■ **Instructions to follow**
Every line holding the string "styles" should be gathered.

■ **Web page code records**
begin
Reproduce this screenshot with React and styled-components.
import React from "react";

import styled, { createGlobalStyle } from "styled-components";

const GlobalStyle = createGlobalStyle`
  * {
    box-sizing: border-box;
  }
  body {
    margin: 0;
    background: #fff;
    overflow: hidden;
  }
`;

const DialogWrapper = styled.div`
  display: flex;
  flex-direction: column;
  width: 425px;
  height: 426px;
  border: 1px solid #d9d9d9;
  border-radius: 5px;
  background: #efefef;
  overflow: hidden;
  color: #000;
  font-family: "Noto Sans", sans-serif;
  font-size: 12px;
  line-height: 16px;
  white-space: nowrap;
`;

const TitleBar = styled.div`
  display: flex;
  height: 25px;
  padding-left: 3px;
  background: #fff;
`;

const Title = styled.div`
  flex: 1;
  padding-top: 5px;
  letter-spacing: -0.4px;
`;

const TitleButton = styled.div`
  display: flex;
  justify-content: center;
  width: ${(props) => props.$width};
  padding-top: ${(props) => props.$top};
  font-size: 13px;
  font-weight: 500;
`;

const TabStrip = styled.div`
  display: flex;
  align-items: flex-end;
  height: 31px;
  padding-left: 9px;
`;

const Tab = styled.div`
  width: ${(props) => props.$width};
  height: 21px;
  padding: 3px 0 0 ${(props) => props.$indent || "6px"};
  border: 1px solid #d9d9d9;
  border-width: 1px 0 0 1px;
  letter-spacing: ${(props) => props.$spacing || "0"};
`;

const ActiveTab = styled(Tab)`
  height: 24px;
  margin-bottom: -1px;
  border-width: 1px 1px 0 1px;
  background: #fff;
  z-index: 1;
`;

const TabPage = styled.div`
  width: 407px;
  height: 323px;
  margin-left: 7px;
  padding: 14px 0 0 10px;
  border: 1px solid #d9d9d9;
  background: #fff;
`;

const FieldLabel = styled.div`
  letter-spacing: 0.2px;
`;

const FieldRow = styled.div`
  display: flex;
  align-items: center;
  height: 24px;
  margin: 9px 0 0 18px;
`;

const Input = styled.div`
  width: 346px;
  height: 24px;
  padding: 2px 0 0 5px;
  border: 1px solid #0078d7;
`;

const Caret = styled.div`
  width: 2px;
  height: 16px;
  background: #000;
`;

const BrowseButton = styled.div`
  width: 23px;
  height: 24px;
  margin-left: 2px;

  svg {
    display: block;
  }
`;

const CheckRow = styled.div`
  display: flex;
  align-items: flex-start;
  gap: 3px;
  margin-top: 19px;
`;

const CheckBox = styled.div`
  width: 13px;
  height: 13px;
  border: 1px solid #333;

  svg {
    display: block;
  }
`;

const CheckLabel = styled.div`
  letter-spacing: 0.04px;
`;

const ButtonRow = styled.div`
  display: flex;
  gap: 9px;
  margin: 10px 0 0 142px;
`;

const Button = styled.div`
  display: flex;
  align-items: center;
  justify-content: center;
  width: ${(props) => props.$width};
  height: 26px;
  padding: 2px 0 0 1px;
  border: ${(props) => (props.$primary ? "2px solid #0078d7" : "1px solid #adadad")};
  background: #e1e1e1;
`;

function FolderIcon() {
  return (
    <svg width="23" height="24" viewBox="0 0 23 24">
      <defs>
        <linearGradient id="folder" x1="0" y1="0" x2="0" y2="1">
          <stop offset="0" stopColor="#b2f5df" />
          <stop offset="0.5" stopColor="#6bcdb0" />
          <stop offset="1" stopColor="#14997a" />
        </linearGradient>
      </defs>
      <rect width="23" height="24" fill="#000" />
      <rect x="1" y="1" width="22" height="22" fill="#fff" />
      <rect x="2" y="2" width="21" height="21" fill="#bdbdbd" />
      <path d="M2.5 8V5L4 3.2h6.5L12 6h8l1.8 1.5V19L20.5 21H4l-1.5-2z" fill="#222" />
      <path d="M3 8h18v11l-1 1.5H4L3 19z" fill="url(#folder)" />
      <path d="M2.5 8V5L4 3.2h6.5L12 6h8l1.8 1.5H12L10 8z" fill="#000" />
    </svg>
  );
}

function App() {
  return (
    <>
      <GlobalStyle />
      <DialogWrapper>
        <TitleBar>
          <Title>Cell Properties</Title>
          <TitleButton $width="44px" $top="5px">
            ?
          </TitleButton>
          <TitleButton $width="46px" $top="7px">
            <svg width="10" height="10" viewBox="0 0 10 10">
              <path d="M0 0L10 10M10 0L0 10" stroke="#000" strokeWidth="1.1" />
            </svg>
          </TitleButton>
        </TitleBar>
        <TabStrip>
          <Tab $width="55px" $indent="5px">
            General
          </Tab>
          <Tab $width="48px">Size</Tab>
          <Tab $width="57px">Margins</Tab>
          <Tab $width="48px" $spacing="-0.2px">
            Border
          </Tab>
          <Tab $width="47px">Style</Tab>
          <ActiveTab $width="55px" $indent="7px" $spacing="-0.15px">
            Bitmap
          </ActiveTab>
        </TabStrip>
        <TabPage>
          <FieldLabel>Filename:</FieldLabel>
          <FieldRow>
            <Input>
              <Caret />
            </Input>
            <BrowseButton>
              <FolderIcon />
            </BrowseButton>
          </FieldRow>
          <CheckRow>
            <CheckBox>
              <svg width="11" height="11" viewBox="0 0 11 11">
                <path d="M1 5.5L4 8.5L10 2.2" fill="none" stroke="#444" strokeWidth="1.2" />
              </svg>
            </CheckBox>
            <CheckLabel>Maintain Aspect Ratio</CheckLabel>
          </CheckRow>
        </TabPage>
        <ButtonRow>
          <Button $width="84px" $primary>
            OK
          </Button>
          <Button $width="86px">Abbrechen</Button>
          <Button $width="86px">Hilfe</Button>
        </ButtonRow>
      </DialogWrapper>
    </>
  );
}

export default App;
end
begin
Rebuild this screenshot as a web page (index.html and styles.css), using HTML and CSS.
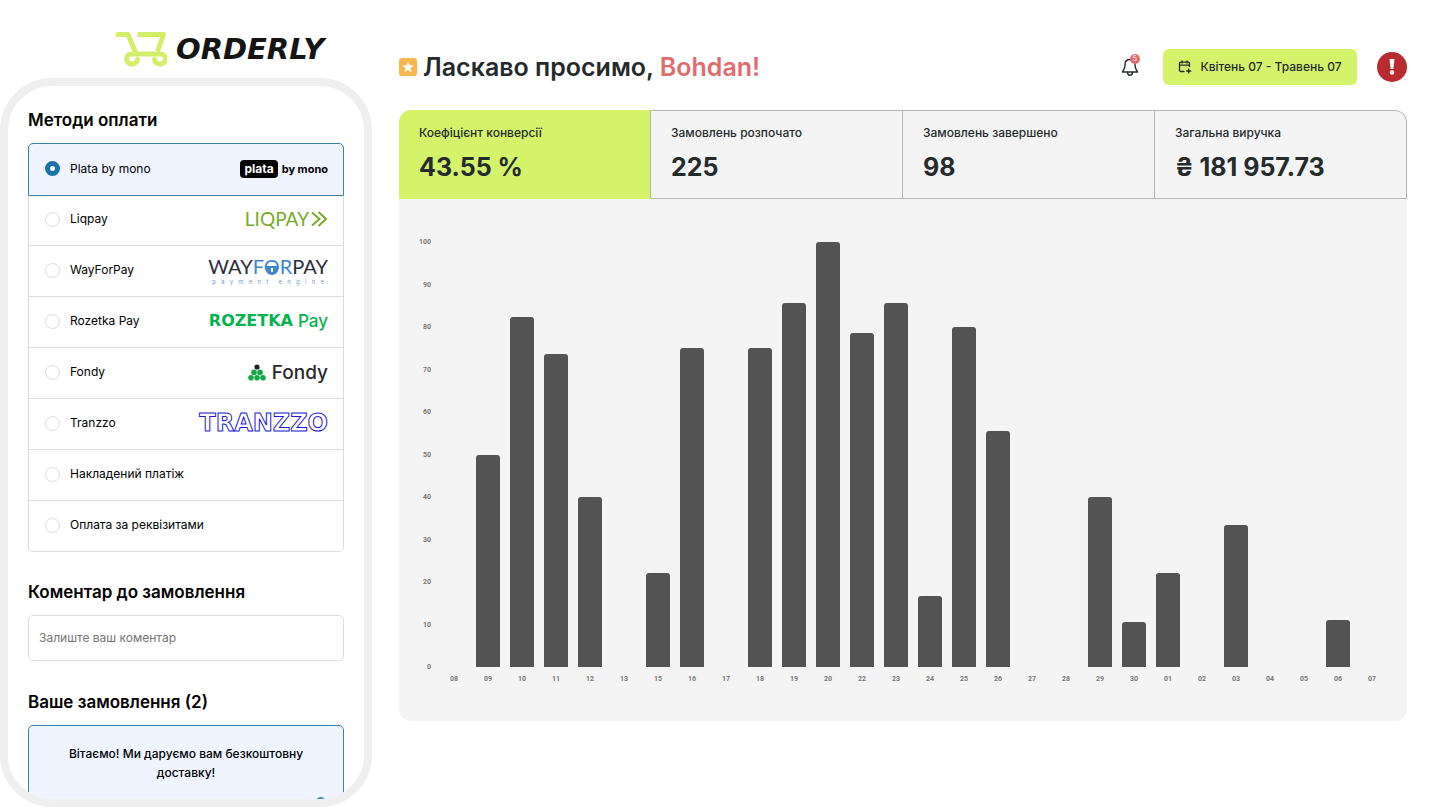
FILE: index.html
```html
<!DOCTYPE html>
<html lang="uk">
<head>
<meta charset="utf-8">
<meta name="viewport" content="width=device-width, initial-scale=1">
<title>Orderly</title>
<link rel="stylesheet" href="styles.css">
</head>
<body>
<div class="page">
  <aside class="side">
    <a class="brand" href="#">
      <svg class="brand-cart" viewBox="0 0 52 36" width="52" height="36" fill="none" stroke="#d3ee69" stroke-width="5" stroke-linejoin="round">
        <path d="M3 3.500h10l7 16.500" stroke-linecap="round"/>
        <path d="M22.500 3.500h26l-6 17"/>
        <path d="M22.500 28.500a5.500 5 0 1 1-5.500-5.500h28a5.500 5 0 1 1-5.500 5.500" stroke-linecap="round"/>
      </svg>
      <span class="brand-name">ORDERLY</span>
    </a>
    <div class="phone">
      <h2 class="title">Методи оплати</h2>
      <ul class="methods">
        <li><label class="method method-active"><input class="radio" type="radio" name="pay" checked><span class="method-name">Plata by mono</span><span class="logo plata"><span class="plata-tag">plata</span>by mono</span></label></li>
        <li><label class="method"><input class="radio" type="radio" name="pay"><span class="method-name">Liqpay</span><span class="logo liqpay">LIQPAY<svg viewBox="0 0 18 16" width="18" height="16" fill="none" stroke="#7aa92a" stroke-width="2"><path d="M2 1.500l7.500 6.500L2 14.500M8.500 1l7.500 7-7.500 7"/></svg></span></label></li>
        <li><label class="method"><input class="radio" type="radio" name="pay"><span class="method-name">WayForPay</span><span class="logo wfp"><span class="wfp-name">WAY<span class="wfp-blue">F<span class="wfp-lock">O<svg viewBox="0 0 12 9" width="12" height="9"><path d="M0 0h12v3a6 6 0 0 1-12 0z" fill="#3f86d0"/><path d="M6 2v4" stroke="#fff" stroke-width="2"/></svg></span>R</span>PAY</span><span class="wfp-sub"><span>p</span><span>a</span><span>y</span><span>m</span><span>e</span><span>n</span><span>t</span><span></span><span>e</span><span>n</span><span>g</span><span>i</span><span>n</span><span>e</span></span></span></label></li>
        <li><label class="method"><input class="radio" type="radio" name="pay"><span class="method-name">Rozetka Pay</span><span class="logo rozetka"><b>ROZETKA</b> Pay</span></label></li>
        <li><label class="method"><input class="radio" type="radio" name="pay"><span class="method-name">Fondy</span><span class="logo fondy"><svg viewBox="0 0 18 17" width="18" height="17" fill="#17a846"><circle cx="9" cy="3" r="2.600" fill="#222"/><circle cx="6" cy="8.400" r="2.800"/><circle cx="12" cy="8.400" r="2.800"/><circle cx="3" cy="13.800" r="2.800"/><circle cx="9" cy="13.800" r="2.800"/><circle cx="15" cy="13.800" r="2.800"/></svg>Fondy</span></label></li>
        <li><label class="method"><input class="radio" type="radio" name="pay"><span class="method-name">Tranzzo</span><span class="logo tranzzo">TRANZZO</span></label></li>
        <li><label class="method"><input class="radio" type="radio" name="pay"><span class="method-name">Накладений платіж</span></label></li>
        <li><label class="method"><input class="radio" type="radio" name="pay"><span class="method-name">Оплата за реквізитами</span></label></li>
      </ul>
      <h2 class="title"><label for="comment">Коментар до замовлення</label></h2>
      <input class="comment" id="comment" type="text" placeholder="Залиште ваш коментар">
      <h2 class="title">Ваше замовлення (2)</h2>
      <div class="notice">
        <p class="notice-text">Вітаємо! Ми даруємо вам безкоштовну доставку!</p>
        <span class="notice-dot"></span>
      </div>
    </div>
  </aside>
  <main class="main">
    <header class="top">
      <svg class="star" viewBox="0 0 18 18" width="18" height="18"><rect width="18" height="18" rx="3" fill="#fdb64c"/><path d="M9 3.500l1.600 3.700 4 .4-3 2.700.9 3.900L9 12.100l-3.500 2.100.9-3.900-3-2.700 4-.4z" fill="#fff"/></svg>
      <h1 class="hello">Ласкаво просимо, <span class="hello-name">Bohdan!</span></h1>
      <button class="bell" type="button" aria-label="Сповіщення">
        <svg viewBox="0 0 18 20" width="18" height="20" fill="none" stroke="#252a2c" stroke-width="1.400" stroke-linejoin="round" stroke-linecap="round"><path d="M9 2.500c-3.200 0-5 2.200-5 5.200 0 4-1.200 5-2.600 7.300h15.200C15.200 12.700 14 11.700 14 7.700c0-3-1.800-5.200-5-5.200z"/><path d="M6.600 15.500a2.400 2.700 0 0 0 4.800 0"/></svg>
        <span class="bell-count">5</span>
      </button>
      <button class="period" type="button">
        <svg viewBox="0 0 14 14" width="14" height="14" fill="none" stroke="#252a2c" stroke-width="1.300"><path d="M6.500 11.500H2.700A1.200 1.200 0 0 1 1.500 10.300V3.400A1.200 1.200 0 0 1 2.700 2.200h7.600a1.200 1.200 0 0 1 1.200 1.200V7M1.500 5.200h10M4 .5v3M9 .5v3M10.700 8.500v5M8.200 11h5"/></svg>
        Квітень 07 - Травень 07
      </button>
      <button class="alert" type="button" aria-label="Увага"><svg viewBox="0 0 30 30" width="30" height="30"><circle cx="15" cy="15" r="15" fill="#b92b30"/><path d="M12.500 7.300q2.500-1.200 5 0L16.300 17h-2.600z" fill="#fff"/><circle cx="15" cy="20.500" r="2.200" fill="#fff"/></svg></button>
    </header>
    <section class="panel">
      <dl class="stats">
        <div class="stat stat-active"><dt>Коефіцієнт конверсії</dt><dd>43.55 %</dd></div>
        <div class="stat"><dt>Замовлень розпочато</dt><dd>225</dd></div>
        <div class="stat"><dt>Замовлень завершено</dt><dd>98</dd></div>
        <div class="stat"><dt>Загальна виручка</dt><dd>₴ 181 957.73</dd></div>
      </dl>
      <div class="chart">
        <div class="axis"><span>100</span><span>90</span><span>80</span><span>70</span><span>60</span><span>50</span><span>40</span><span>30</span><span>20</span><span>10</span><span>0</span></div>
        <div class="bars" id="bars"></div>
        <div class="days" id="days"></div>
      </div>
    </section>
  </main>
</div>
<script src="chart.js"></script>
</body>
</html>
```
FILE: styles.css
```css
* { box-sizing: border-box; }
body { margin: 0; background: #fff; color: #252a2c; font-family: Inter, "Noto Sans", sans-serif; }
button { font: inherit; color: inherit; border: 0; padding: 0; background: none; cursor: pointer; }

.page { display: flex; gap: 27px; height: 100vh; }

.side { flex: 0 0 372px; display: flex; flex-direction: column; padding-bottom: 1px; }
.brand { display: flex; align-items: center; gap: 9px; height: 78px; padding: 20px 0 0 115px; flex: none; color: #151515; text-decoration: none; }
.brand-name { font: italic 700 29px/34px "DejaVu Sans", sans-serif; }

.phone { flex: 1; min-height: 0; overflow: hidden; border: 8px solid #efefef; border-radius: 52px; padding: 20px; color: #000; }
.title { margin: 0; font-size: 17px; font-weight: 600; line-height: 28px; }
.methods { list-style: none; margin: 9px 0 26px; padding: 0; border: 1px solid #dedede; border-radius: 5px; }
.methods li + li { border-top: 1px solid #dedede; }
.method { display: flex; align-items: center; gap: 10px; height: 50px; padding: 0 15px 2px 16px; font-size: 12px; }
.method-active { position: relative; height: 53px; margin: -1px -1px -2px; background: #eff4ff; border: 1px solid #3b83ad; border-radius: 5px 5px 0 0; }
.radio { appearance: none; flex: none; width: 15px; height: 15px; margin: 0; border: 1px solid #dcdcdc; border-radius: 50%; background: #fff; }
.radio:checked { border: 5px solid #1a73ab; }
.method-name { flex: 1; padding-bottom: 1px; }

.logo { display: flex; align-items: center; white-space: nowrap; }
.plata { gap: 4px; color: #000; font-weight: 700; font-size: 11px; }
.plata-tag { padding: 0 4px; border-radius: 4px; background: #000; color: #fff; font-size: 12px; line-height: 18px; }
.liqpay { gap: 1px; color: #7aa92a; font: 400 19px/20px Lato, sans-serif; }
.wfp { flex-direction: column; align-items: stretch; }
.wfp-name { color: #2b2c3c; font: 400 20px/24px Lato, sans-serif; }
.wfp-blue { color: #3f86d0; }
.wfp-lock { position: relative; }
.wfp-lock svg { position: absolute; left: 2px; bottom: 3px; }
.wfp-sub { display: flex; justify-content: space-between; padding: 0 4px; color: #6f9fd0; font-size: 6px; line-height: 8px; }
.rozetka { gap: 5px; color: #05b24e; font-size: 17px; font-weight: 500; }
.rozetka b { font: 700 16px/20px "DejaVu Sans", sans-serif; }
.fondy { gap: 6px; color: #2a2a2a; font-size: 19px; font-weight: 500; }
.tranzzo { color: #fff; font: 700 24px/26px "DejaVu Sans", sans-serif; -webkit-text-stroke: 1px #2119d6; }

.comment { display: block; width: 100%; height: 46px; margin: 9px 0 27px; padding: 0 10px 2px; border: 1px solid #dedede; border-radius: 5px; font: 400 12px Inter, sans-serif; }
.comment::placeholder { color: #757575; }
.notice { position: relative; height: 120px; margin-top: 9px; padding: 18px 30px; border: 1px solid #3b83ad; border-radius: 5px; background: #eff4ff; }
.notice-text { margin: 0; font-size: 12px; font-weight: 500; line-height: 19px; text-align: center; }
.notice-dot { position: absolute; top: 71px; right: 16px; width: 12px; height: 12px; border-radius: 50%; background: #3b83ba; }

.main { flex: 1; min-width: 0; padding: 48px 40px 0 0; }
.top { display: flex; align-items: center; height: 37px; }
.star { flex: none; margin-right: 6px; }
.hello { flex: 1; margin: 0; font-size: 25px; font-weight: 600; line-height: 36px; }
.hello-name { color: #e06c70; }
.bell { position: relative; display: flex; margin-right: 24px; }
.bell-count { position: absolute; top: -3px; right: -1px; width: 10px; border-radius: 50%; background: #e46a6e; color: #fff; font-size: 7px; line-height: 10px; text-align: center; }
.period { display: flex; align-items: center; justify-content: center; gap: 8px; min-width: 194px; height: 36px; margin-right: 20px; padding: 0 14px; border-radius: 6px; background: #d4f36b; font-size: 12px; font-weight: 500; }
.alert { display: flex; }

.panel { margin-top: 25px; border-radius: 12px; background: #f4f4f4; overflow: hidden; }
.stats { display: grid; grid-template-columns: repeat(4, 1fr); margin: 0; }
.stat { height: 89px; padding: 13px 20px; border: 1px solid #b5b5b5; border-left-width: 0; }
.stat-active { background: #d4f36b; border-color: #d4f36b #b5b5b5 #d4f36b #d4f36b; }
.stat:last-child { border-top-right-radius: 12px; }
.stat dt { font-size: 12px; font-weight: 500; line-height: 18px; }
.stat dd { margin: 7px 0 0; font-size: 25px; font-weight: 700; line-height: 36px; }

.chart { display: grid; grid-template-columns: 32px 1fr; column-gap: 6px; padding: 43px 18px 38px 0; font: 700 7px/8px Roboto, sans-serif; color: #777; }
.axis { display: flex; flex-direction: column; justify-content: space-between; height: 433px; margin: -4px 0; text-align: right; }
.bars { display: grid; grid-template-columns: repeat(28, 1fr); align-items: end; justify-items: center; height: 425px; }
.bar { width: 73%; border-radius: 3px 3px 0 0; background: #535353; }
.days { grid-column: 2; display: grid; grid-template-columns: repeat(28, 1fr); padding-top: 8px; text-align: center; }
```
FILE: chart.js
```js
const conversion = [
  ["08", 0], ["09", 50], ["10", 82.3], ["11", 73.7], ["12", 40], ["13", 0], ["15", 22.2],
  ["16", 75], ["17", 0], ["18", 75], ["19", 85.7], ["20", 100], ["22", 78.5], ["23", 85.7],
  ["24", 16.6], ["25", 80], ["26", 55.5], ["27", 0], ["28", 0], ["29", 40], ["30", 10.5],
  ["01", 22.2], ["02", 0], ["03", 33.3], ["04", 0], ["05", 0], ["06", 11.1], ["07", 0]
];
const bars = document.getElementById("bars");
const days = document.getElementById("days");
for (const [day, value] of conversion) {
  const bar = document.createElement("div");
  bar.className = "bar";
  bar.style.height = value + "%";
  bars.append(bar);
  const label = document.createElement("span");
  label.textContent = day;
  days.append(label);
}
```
end
begin
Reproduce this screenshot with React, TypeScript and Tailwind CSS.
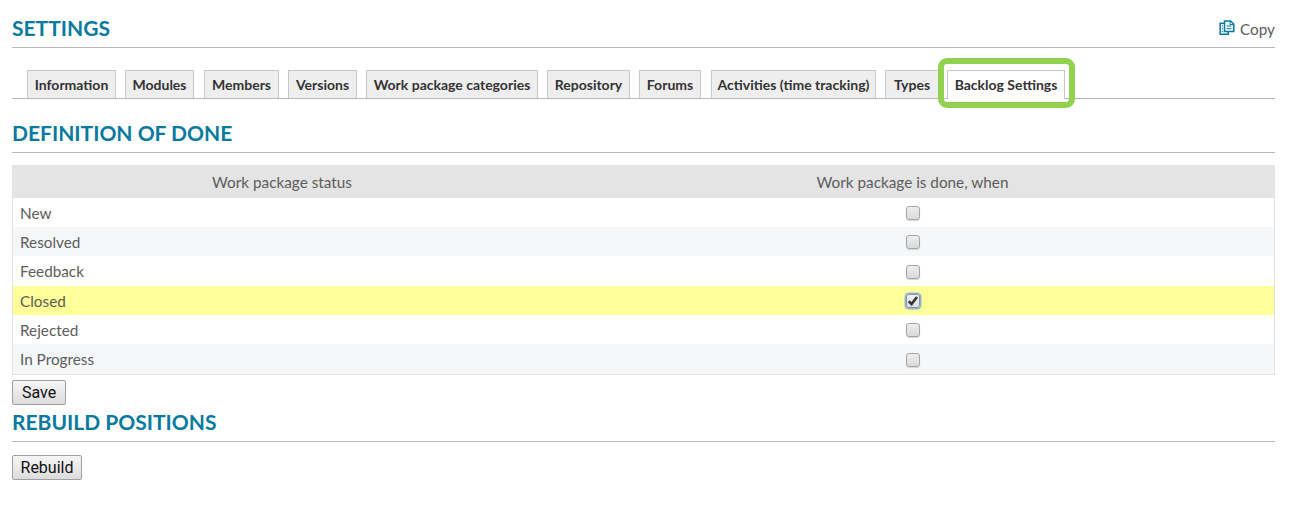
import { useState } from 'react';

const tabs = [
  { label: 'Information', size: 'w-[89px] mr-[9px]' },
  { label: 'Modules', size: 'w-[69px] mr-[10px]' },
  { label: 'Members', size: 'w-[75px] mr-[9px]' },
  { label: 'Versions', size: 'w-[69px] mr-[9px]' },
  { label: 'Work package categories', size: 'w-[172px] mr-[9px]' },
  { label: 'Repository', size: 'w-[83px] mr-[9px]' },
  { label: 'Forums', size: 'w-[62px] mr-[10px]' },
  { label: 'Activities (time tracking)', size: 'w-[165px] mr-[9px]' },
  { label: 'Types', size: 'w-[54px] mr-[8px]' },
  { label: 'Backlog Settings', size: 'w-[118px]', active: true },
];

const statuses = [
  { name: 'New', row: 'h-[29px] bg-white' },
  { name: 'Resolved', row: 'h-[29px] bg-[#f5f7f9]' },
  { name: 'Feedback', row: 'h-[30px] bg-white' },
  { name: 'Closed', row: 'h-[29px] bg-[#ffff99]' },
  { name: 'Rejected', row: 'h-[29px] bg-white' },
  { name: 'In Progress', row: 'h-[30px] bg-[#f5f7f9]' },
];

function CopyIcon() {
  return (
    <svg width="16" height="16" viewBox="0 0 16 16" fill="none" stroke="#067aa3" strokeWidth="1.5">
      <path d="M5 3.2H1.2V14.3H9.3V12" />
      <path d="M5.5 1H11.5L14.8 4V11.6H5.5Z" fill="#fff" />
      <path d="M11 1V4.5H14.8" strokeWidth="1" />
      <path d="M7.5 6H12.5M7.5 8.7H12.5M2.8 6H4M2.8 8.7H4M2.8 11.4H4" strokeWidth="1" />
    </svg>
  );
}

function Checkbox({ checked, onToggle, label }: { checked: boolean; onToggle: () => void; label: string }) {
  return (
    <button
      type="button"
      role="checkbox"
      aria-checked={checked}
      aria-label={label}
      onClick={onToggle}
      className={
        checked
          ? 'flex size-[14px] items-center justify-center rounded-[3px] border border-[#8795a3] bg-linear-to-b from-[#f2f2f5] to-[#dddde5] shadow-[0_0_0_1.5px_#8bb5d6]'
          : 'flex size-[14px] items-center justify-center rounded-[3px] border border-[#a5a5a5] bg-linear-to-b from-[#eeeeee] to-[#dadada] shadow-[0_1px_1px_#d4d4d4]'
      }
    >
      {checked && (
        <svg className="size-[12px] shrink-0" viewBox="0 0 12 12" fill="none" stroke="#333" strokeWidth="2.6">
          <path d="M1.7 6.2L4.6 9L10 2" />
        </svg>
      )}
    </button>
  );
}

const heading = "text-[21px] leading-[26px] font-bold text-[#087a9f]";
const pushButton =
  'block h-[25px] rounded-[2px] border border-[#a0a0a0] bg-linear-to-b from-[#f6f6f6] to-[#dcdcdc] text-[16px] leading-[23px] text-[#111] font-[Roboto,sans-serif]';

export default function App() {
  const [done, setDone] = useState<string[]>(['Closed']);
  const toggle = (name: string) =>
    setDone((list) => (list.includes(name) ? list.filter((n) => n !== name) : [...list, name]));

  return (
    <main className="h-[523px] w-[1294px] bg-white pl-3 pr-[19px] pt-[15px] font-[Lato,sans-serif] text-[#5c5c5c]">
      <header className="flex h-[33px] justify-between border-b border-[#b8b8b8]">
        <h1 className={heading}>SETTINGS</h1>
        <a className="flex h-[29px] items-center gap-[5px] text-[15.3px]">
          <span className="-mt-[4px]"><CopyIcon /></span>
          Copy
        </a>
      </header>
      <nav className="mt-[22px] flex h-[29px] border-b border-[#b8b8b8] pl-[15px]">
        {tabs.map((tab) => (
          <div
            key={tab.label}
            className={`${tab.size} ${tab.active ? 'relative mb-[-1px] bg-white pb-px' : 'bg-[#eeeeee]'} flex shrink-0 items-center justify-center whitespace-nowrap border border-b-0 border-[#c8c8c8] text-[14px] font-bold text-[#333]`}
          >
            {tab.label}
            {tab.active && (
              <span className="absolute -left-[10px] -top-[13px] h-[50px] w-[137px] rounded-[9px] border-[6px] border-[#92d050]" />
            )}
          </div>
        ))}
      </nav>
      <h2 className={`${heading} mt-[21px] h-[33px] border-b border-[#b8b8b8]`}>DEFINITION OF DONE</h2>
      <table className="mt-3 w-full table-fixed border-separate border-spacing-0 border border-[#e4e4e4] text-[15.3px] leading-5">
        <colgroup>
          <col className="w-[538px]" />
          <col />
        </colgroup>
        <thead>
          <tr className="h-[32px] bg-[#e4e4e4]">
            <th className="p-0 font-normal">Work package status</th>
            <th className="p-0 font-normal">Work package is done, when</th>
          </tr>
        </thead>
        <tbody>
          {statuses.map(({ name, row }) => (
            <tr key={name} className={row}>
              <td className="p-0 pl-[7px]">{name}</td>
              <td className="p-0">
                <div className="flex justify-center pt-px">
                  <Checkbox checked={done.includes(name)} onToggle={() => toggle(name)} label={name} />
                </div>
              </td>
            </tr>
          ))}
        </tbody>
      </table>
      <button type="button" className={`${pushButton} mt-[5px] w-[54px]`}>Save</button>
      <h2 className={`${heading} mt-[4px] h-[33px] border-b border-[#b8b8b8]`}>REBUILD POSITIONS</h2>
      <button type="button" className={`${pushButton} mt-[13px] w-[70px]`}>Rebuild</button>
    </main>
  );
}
end
■ **Final answer**
Rebuild this screenshot as a web page (index.html and styles.css), using HTML and CSS.
<link rel="stylesheet" href="styles.css">
FILE: styles.css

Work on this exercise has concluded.